We compromise.  She lays the seat flat but does not get out the sheets and pillows.

“I’m jealous,” I say.  “Tomorrow morning, take out coffee at the water and fuel stop, then the long high plains, then the Rockies.”

“It’s never the same,” she says. “It never gets old.”

We say good-bye and good night.



I watch the sun set, and then my own reflection in the window glass before I turn off the light.  When I cannot see anything outside at all, I watch a moving map on my phone, a little dot chugging along the black line of the railway.  It’s not nearly as straight as I thought it would be.



I try to sleep, unsuccessfully. I want, just once more, to feel that rock of the car and hear the whish of crossing bells. I want to wake up under that window again.

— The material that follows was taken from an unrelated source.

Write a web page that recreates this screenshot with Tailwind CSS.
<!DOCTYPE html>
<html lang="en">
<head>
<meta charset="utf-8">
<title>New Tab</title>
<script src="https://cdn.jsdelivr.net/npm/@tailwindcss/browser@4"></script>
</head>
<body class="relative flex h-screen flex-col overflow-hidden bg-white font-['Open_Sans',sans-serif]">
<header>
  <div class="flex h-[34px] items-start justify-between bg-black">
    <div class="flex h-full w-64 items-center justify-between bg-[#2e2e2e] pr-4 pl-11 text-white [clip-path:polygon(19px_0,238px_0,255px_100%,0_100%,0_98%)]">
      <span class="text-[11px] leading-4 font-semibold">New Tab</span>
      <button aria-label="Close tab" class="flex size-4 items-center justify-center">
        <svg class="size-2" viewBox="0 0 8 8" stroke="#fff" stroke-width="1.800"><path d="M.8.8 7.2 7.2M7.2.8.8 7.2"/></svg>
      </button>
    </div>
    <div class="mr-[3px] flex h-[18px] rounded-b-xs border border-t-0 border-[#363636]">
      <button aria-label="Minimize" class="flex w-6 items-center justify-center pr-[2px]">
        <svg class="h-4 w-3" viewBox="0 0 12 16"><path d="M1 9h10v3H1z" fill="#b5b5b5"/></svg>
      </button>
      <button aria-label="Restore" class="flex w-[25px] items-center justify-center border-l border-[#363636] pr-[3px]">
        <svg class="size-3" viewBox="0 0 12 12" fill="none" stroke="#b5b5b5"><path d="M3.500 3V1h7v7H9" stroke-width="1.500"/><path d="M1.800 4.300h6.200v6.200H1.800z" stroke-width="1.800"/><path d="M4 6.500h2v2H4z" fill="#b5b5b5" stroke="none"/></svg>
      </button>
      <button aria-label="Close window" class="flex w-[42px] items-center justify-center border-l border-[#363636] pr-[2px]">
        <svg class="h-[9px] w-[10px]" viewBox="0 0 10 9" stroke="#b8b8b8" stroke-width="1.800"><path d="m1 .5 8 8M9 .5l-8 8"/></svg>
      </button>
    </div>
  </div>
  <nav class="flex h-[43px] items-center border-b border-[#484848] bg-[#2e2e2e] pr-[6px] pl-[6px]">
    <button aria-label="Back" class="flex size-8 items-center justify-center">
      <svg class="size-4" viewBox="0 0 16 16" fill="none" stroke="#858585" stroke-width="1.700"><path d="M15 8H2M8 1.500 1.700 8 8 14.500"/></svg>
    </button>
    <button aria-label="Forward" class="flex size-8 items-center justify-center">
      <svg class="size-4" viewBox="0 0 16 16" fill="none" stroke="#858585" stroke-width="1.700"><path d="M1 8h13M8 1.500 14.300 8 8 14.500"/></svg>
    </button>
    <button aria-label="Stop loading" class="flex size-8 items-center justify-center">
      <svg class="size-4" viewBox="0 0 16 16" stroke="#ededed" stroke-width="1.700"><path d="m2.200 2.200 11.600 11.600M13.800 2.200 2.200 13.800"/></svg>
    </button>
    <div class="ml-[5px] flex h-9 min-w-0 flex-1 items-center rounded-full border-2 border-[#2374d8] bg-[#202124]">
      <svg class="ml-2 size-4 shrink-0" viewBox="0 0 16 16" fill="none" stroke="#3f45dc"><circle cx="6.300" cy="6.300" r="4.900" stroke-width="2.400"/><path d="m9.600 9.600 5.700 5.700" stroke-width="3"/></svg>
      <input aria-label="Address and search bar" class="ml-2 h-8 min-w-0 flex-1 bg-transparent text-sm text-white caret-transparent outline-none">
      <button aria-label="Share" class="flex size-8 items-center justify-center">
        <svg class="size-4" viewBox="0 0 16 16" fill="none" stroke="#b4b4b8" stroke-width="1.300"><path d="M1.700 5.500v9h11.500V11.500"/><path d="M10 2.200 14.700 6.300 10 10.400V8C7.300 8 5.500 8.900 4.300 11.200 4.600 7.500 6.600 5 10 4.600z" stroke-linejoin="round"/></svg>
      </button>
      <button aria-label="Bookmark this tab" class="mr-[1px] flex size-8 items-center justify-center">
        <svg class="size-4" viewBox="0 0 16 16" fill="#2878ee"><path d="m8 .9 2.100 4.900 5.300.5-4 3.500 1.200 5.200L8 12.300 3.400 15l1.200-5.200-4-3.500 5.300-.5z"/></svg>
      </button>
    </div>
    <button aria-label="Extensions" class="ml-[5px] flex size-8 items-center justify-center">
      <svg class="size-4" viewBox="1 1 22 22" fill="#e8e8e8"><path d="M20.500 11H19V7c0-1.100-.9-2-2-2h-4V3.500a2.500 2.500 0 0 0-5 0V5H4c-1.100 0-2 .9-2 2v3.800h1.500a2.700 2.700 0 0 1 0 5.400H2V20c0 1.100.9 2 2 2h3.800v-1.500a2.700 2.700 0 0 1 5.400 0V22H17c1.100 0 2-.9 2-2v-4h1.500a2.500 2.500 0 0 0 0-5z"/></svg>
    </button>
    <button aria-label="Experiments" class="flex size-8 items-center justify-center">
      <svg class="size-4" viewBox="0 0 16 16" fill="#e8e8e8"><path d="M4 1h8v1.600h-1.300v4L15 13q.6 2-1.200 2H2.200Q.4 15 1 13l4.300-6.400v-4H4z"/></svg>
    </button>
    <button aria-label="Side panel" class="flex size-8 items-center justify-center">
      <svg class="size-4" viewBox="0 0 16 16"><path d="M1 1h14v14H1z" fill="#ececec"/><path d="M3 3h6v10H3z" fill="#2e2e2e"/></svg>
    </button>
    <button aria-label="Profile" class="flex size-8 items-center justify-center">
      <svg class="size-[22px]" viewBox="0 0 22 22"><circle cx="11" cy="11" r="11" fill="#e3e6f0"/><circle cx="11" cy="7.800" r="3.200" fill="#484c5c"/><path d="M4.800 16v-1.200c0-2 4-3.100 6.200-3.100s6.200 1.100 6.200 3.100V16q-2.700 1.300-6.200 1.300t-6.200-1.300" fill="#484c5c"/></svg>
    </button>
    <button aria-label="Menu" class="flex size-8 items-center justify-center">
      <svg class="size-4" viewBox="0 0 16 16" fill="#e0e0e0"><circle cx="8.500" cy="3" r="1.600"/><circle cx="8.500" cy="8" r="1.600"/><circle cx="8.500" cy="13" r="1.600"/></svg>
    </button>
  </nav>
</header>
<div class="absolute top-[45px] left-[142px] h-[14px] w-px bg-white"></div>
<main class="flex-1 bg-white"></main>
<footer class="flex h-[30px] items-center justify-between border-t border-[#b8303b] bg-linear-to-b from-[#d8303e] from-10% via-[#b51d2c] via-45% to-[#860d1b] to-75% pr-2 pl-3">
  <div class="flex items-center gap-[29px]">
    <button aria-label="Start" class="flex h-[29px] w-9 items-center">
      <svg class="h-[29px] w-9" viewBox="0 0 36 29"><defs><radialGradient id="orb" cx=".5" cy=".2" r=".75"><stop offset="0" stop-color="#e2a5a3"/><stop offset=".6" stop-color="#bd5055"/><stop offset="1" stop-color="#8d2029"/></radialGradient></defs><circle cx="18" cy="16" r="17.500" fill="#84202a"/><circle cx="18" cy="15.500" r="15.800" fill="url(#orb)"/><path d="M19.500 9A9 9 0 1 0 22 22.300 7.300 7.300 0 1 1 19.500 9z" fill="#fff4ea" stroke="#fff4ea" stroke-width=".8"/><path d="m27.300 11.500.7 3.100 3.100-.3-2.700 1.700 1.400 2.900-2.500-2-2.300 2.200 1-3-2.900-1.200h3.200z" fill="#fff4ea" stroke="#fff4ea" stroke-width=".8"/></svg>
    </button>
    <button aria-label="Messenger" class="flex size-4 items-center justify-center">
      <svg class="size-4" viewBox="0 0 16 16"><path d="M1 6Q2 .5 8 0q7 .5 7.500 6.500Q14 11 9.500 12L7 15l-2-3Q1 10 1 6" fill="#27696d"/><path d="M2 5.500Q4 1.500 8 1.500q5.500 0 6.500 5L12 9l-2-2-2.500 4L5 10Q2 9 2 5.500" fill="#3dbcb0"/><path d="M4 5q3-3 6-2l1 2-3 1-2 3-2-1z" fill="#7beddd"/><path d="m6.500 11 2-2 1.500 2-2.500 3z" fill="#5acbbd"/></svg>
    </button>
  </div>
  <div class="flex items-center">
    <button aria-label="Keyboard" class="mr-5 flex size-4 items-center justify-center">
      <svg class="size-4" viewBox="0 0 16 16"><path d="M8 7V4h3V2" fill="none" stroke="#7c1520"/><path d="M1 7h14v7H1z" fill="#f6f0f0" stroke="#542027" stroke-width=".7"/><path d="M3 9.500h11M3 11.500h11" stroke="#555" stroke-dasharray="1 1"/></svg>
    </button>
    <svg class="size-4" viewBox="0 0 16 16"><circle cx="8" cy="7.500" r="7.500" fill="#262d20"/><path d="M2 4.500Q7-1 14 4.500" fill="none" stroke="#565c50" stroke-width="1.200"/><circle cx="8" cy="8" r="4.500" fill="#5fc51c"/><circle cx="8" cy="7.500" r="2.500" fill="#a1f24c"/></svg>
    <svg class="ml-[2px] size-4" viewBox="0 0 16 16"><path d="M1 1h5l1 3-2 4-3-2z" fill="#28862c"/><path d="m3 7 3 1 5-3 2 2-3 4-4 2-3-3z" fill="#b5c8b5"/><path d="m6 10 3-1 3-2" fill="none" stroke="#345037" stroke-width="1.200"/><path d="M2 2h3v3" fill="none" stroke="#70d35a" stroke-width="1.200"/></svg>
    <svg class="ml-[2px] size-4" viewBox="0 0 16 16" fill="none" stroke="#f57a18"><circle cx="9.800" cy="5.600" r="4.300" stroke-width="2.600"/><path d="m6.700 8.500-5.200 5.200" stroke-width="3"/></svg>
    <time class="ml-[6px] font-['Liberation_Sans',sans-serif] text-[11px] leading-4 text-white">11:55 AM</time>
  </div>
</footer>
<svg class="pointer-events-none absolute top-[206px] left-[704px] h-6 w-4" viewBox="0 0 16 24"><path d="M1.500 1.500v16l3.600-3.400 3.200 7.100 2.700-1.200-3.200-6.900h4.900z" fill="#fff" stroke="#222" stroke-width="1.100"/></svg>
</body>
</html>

But I also don’t want to miss anything.

I get up, pack my bag, pour fresh coffee, go exploring one more time.

Approaching Fargo, I meet a new conductor and we get to talking about The Russian.

“I’d like to meet him someday,” he says.

“Why is that?” I ask.

“I speak Russian.”



At home in Fargo, I am the only person to get off the train.  Down the platform, I can see a handful of people get onboard the coach car.  No one boards the sleeper.

It’s been raining for the last several hours and there is a fog around the station.  A good fog.  Just right for the moment. This is what a passenger train should look like in the night, I think.  Quiet depth.  Evocation. Intrigue. From here—everywhere.

I stand on the platform, my bag at my feet, camera in hand, looking at the train.  The whistle blows and I almost leap back onboard.

Then the doors shut.  The Empire Builder heads west into the night.  If there is such a thing as grateful longing, it hangs in the air.